-- Start DATA BLOCK --

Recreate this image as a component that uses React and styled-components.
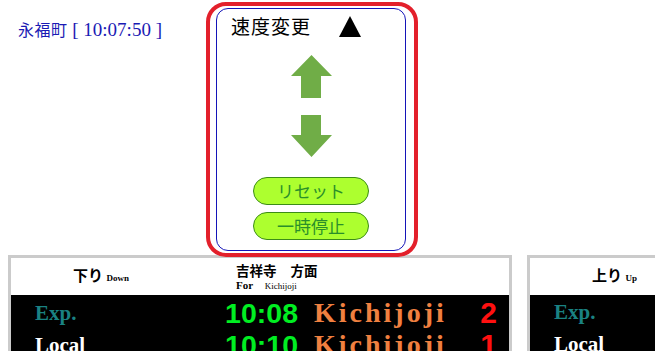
import styled, { createGlobalStyle } from "styled-components";

const GlobalStyle = createGlobalStyle`
  html, body {
    margin: 0;
    padding: 0;
    background: #fff;
    overflow: hidden;
  }
  body {
    font-family: "Liberation Serif", "Noto Sans CJK JP", serif;
  }
`;

const boards = [
  {
    dir: "下り",
    dirEn: "Down",
    dest: true,
    rows: [
      { type: "Exp.", time: "10:08", to: "Kichijoji", no: "2" },
      { type: "Local", time: "10:10", to: "Kichijoji", no: "1" },
    ],
  },
  {
    dir: "上り",
    dirEn: "Up",
    dest: false,
    rows: [
      { type: "Exp.", time: "", to: "", no: "" },
      { type: "Local", time: "", to: "", no: "" },
    ],
  },
];

const App = () => {
  return (
    <Page>
      <GlobalStyle />
      <Top>
        <Station>
          <span className="jp">永福町</span>&nbsp;[ 10:07:50 ]
        </Station>
        <Panel>
          <Inner>
            <TitleRow>
              <Title>速度変更</Title>
              <Triangle />
            </TitleRow>
            <Arrow $top={18} viewBox="0 0 41 43" width="41" height="43">
              <path d="M20.5 0 L41 21 L30 21 L30 43 L10 43 L10 21 L0 21 Z" fill="#70ad47" />
            </Arrow>
            <Arrow $top={17} viewBox="0 0 41 42" width="41" height="42">
              <path d="M10 0 H30 V20 H41 L20.5 42 L0 20 H10 Z" fill="#70ad47" />
            </Arrow>
            <PillButton $top={20}>リセット</PillButton>
            <PillButton $top={7}>一時停止</PillButton>
          </Inner>
        </Panel>
      </Top>
      <Boards>
        {boards.map((b) => (
          <Board key={b.dir}>
            <BoardHead>
              <DirLabel>
                {b.dir} <small>{b.dirEn}</small>
              </DirLabel>
              {b.dest && (
                <DestHead>
                  <div className="jp">
                    吉祥寺<span className="gap" />方面
                  </div>
                  <div className="en">
                    For <small>Kichijoji</small>
                  </div>
                </DestHead>
              )}
            </BoardHead>
            <BoardBody>
              {b.rows.map((r) => (
                <Row key={r.type}>
                  <TrainType $local={r.type === "Local"}>{r.type}</TrainType>
                  <Time>{r.time}</Time>
                  <Dest>{r.to}</Dest>
                  <Track>{r.no}</Track>
                </Row>
              ))}
            </BoardBody>
          </Board>
        ))}
      </Boards>
    </Page>
  );
};

// Styled Components

const Page = styled.div`
  width: 655px;
  height: 351px;
  overflow: hidden;
`;

const Top = styled.div`
  display: flex;
  align-items: flex-start;
  padding-top: 2px;
`;

const Station = styled.div`
  width: 188px;
  padding: 16px 0 0 18px;
  color: #1a1ab4;
  font-size: 19px;
  line-height: 22px;
  white-space: nowrap;
  .jp {
    font-family: "Noto Sans CJK JP", sans-serif;
    font-size: 16px;
    letter-spacing: 0.5px;
  }
`;

const Panel = styled.div`
  width: 190px;
  border: 4px solid #e3202b;
  border-radius: 20px;
  padding: 2px 8px 2px 6px;
  position: relative;
  z-index: 1;
`;

const Inner = styled.div`
  height: 241px;
  border: 1px solid #1414b8;
  border-radius: 12px;
  display: flex;
  flex-direction: column;
  align-items: center;
`;

const TitleRow = styled.div`
  align-self: stretch;
  display: flex;
  align-items: center;
  padding: 6px 0 0 14px;
  height: 22px;
`;

const Title = styled.div`
  font-family: "Noto Sans CJK JP", sans-serif;
  font-size: 19px;
  line-height: 22px;
  color: #000;
  letter-spacing: 1px;
`;

const Triangle = styled.div`
  width: 0;
  height: 0;
  margin-left: 28px;
  border-left: 11.5px solid transparent;
  border-right: 11.5px solid transparent;
  border-bottom: 21px solid #000;
`;

const Arrow = styled.svg`
  display: block;
  margin-top: ${(p) => p.$top}px;
`;

const PillButton = styled.button`
  margin-top: ${(p) => p.$top}px;
  width: 116px;
  height: 28px;
  border-radius: 14px;
  border: 1px solid #3c8c18;
  background: #adff2f;
  color: #2a8f2a;
  font-family: "Noto Sans CJK JP", sans-serif;
  font-size: 17px;
  line-height: 24px;
  padding: 0;
`;

const Boards = styled.div`
  display: flex;
  gap: 15px;
  padding-left: 8px;
  margin-top: -2px;
`;

const Board = styled.div`
  flex: 0 0 498px;
  height: 120px;
  border: 3px solid #cbcbcb;
  background: #fff;
`;

const BoardHead = styled.div`
  height: 37px;
  display: flex;
  align-items: flex-start;
`;

const DirLabel = styled.div`
  width: 163px;
  padding: 8px 0 0 62px;
  font-family: "Noto Sans CJK JP", sans-serif;
  font-weight: bold;
  font-size: 15px;
  line-height: 18px;
  color: #000;
  small {
    font-family: "Liberation Serif", serif;
    font-size: 9px;
    font-weight: bold;
  }
`;

const DestHead = styled.div`
  padding-top: 4px;
  color: #000;
  .jp {
    font-family: "Noto Sans CJK JP", sans-serif;
    font-weight: bold;
    font-size: 13.5px;
    line-height: 16px;
  }
  .gap {
    display: inline-block;
    width: 14px;
  }
  .en {
    font-family: "Liberation Serif", serif;
    font-weight: bold;
    font-size: 11px;
    line-height: 12px;
    margin-top: 1px;
    small {
      font-size: 9px;
      font-weight: normal;
      margin-left: 9px;
    }
  }
`;

const BoardBody = styled.div`
  background: #000;
  height: 83px;
  padding-top: 1px;
`;

const Row = styled.div`
  display: grid;
  grid-template-columns: 186px 82px 168px 1fr;
  align-items: center;
  height: 32px;
  padding-left: 24px;
  padding-right: 12px;
`;

const TrainType = styled.div`
  font-family: "Liberation Serif", serif;
  font-weight: bold;
  font-size: 21px;
  color: ${(p) => (p.$local ? "#fff" : "#1a8282")};
`;

const Time = styled.div`
  font-family: "Liberation Sans", sans-serif;
  font-weight: bold;
  font-size: 28.5px;
  color: #00ee22;
  text-align: right;
  padding-right: 5px;
`;

const Dest = styled.div`
  font-family: "Liberation Serif", serif;
  font-weight: bold;
  font-size: 28px;
  letter-spacing: 3px;
  color: #f08040;
  padding-left: 11px;
`;

const Track = styled.div`
  font-family: "Liberation Sans", sans-serif;
  font-weight: bold;
  font-size: 30px;
  color: #ff1010;
  text-align: right;
`;

export default App;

-- End DATA BLOCK --

* EXERCISE OBJECTIVE
Transcribe the listing in full and omit the pictures.

* RESPONSE FOR THIS EXERCISE
Recreate this image as a component that uses React and styled-components.
import styled, { createGlobalStyle } from "styled-components";

const GlobalStyle = createGlobalStyle`
  html, body {
    margin: 0;
    padding: 0;
    background: #fff;
    overflow: hidden;
  }
  body {
    font-family: "Liberation Serif", "Noto Sans CJK JP", serif;
  }
`;

const boards = [
  {
    dir: "下り",
    dirEn: "Down",
    dest: true,
    rows: [
      { type: "Exp.", time: "10:08", to: "Kichijoji", no: "2" },
      { type: "Local", time: "10:10", to: "Kichijoji", no: "1" },
    ],
  },
  {
    dir: "上り",
    dirEn: "Up",
    dest: false,
    rows: [
      { type: "Exp.", time: "", to: "", no: "" },
      { type: "Local", time: "", to: "", no: "" },
    ],
  },
];

const App = () => {
  return (
    <Page>
      <GlobalStyle />
      <Top>
        <Station>
          <span className="jp">永福町</span>&nbsp;[ 10:07:50 ]
        </Station>
        <Panel>
          <Inner>
            <TitleRow>
              <Title>速度変更</Title>
              <Triangle />
            </TitleRow>
            <Arrow $top={18} viewBox="0 0 41 43" width="41" height="43">
              <path d="M20.5 0 L41 21 L30 21 L30 43 L10 43 L10 21 L0 21 Z" fill="#70ad47" />
            </Arrow>
            <Arrow $top={17} viewBox="0 0 41 42" width="41" height="42">
              <path d="M10 0 H30 V20 H41 L20.5 42 L0 20 H10 Z" fill="#70ad47" />
            </Arrow>
            <PillButton $top={20}>リセット</PillButton>
            <PillButton $top={7}>一時停止</PillButton>
          </Inner>
        </Panel>
      </Top>
      <Boards>
        {boards.map((b) => (
          <Board key={b.dir}>
            <BoardHead>
              <DirLabel>
                {b.dir} <small>{b.dirEn}</small>
              </DirLabel>
              {b.dest && (
                <DestHead>
                  <div className="jp">
                    吉祥寺<span className="gap" />方面
                  </div>
                  <div className="en">
                    For <small>Kichijoji</small>
                  </div>
                </DestHead>
              )}
            </BoardHead>
            <BoardBody>
              {b.rows.map((r) => (
                <Row key={r.type}>
                  <TrainType $local={r.type === "Local"}>{r.type}</TrainType>
                  <Time>{r.time}</Time>
                  <Dest>{r.to}</Dest>
                  <Track>{r.no}</Track>
                </Row>
              ))}
            </BoardBody>
          </Board>
        ))}
      </Boards>
    </Page>
  );
};

// Styled Components

const Page = styled.div`
  width: 655px;
  height: 351px;
  overflow: hidden;
`;

const Top = styled.div`
  display: flex;
  align-items: flex-start;
  padding-top: 2px;
`;

const Station = styled.div`
  width: 188px;
  padding: 16px 0 0 18px;
  color: #1a1ab4;
  font-size: 19px;
  line-height: 22px;
  white-space: nowrap;
  .jp {
    font-family: "Noto Sans CJK JP", sans-serif;
    font-size: 16px;
    letter-spacing: 0.5px;
  }
`;

const Panel = styled.div`
  width: 190px;
  border: 4px solid #e3202b;
  border-radius: 20px;
  padding: 2px 8px 2px 6px;
  position: relative;
  z-index: 1;
`;

const Inner = styled.div`
  height: 241px;
  border: 1px solid #1414b8;
  border-radius: 12px;
  display: flex;
  flex-direction: column;
  align-items: center;
`;

const TitleRow = styled.div`
  align-self: stretch;
  display: flex;
  align-items: center;
  padding: 6px 0 0 14px;
  height: 22px;
`;

const Title = styled.div`
  font-family: "Noto Sans CJK JP", sans-serif;
  font-size: 19px;
  line-height: 22px;
  color: #000;
  letter-spacing: 1px;
`;

const Triangle = styled.div`
  width: 0;
  height: 0;
  margin-left: 28px;
  border-left: 11.5px solid transparent;
  border-right: 11.5px solid transparent;
  border-bottom: 21px solid #000;
`;

const Arrow = styled.svg`
  display: block;
  margin-top: ${(p) => p.$top}px;
`;

const PillButton = styled.button`
  margin-top: ${(p) => p.$top}px;
  width: 116px;
  height: 28px;
  border-radius: 14px;
  border: 1px solid #3c8c18;
  background: #adff2f;
  color: #2a8f2a;
  font-family: "Noto Sans CJK JP", sans-serif;
  font-size: 17px;
  line-height: 24px;
  padding: 0;
`;

const Boards = styled.div`
  display: flex;
  gap: 15px;
  padding-left: 8px;
  margin-top: -2px;
`;

const Board = styled.div`
  flex: 0 0 498px;
  height: 120px;
  border: 3px solid #cbcbcb;
  background: #fff;
`;

const BoardHead = styled.div`
  height: 37px;
  display: flex;
  align-items: flex-start;
`;

const DirLabel = styled.div`
  width: 163px;
  padding: 8px 0 0 62px;
  font-family: "Noto Sans CJK JP", sans-serif;
  font-weight: bold;
  font-size: 15px;
  line-height: 18px;
  color: #000;
  small {
    font-family: "Liberation Serif", serif;
    font-size: 9px;
    font-weight: bold;
  }
`;

const DestHead = styled.div`
  padding-top: 4px;
  color: #000;
  .jp {
    font-family: "Noto Sans CJK JP", sans-serif;
    font-weight: bold;
    font-size: 13.5px;
    line-height: 16px;
  }
  .gap {
    display: inline-block;
    width: 14px;
  }
  .en {
    font-family: "Liberation Serif", serif;
    font-weight: bold;
    font-size: 11px;
    line-height: 12px;
    margin-top: 1px;
    small {
      font-size: 9px;
      font-weight: normal;
      margin-left: 9px;
    }
  }
`;

const BoardBody = styled.div`
  background: #000;
  height: 83px;
  padding-top: 1px;
`;

const Row = styled.div`
  display: grid;
  grid-template-columns: 186px 82px 168px 1fr;
  align-items: center;
  height: 32px;
  padding-left: 24px;
  padding-right: 12px;
`;

const TrainType = styled.div`
  font-family: "Liberation Serif", serif;
  font-weight: bold;
  font-size: 21px;
  color: ${(p) => (p.$local ? "#fff" : "#1a8282")};
`;

const Time = styled.div`
  font-family: "Liberation Sans", sans-serif;
  font-weight: bold;
  font-size: 28.5px;
  color: #00ee22;
  text-align: right;
  padding-right: 5px;
`;

const Dest = styled.div`
  font-family: "Liberation Serif", serif;
  font-weight: bold;
  font-size: 28px;
  letter-spacing: 3px;
  color: #f08040;
  padding-left: 11px;
`;

const Track = styled.div`
  font-family: "Liberation Sans", sans-serif;
  font-weight: bold;
  font-size: 30px;
  color: #ff1010;
  text-align: right;
`;

export default App;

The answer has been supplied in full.